Task to carry out »
What is wanted is an exact restatement of the lines from the one with "Write the HTML code for this interface." through the one with "</body></html>", both included, and of no other lines.

Records supplied »
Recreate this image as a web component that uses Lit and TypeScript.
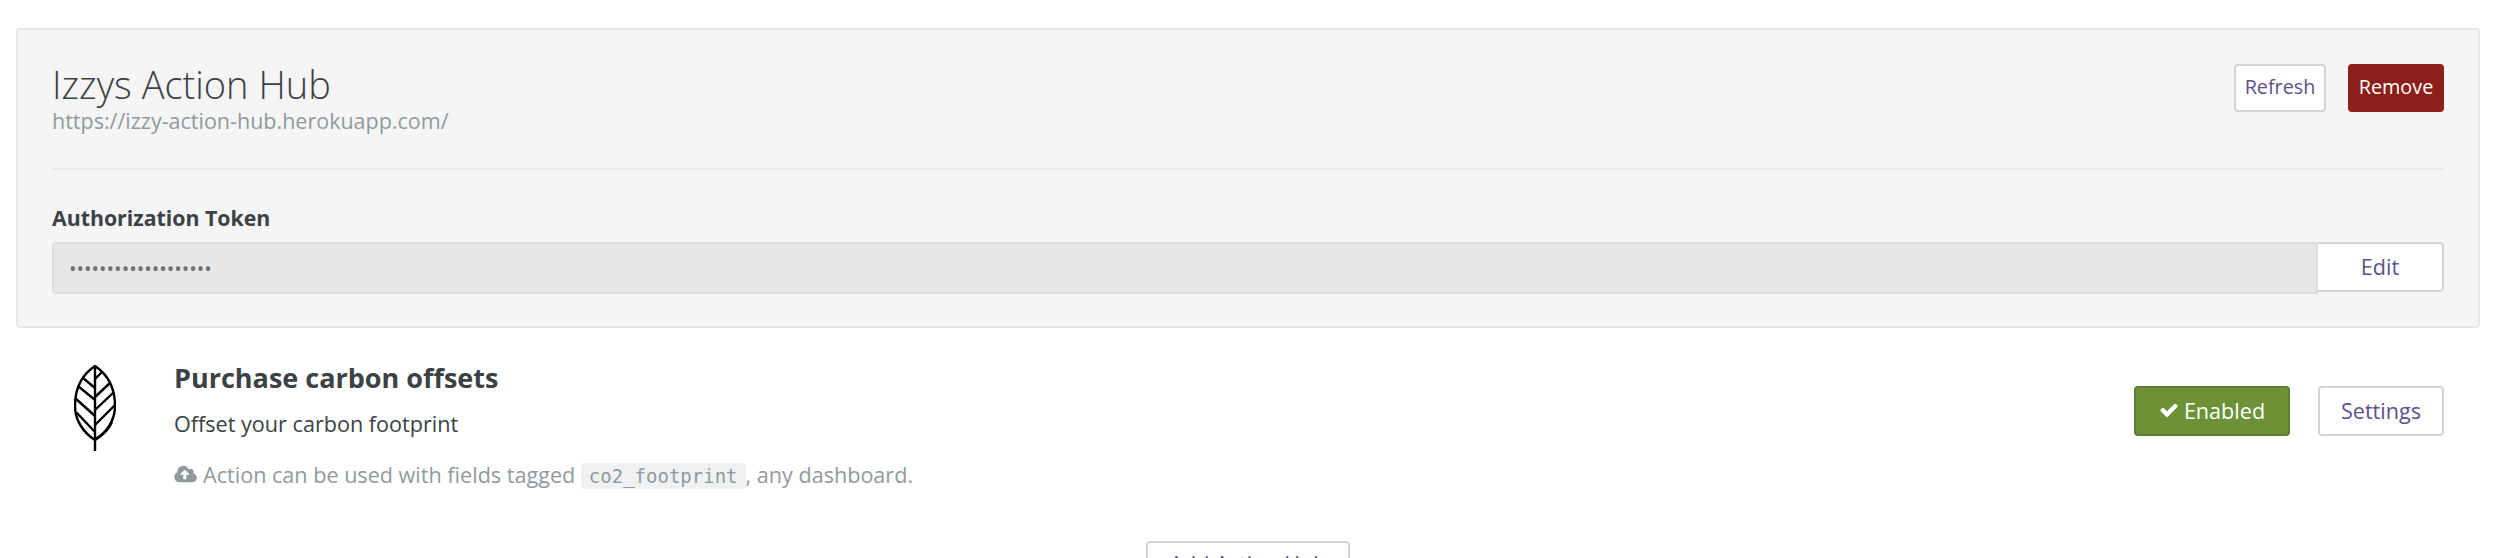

==

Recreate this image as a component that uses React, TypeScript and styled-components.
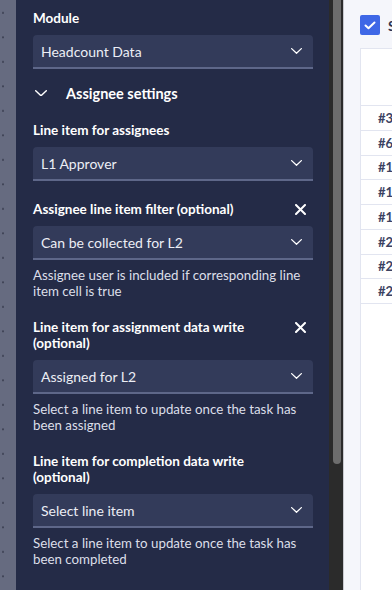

---

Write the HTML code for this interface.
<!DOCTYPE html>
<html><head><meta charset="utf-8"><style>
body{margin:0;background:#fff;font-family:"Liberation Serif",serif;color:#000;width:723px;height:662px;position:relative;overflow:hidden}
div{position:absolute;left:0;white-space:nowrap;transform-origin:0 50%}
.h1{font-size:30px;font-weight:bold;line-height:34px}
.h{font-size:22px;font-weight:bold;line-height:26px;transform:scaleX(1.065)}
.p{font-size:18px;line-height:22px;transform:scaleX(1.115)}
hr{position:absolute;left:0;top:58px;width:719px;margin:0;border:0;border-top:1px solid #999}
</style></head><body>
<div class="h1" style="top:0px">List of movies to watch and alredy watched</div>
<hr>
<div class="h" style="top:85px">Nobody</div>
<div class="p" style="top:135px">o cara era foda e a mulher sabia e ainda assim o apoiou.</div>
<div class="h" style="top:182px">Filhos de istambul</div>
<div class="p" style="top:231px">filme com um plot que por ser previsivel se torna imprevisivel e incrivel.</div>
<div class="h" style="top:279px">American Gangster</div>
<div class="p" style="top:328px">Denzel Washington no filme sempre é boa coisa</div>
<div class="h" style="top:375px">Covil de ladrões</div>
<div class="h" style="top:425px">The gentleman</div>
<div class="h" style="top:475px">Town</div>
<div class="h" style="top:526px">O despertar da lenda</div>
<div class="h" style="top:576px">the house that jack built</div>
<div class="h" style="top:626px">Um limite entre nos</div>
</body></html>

Answer to this exercise »
Write the HTML code for this interface.
<!DOCTYPE html>
<html><head><meta charset="utf-8"><style>
body{margin:0;background:#fff;font-family:"Liberation Serif",serif;color:#000;width:723px;height:662px;position:relative;overflow:hidden}
div{position:absolute;left:0;white-space:nowrap;transform-origin:0 50%}
.h1{font-size:30px;font-weight:bold;line-height:34px}
.h{font-size:22px;font-weight:bold;line-height:26px;transform:scaleX(1.065)}
.p{font-size:18px;line-height:22px;transform:scaleX(1.115)}
hr{position:absolute;left:0;top:58px;width:719px;margin:0;border:0;border-top:1px solid #999}
</style></head><body>
<div class="h1" style="top:0px">List of movies to watch and alredy watched</div>
<hr>
<div class="h" style="top:85px">Nobody</div>
<div class="p" style="top:135px">o cara era foda e a mulher sabia e ainda assim o apoiou.</div>
<div class="h" style="top:182px">Filhos de istambul</div>
<div class="p" style="top:231px">filme com um plot que por ser previsivel se torna imprevisivel e incrivel.</div>
<div class="h" style="top:279px">American Gangster</div>
<div class="p" style="top:328px">Denzel Washington no filme sempre é boa coisa</div>
<div class="h" style="top:375px">Covil de ladrões</div>
<div class="h" style="top:425px">The gentleman</div>
<div class="h" style="top:475px">Town</div>
<div class="h" style="top:526px">O despertar da lenda</div>
<div class="h" style="top:576px">the house that jack built</div>
<div class="h" style="top:626px">Um limite entre nos</div>
</body></html>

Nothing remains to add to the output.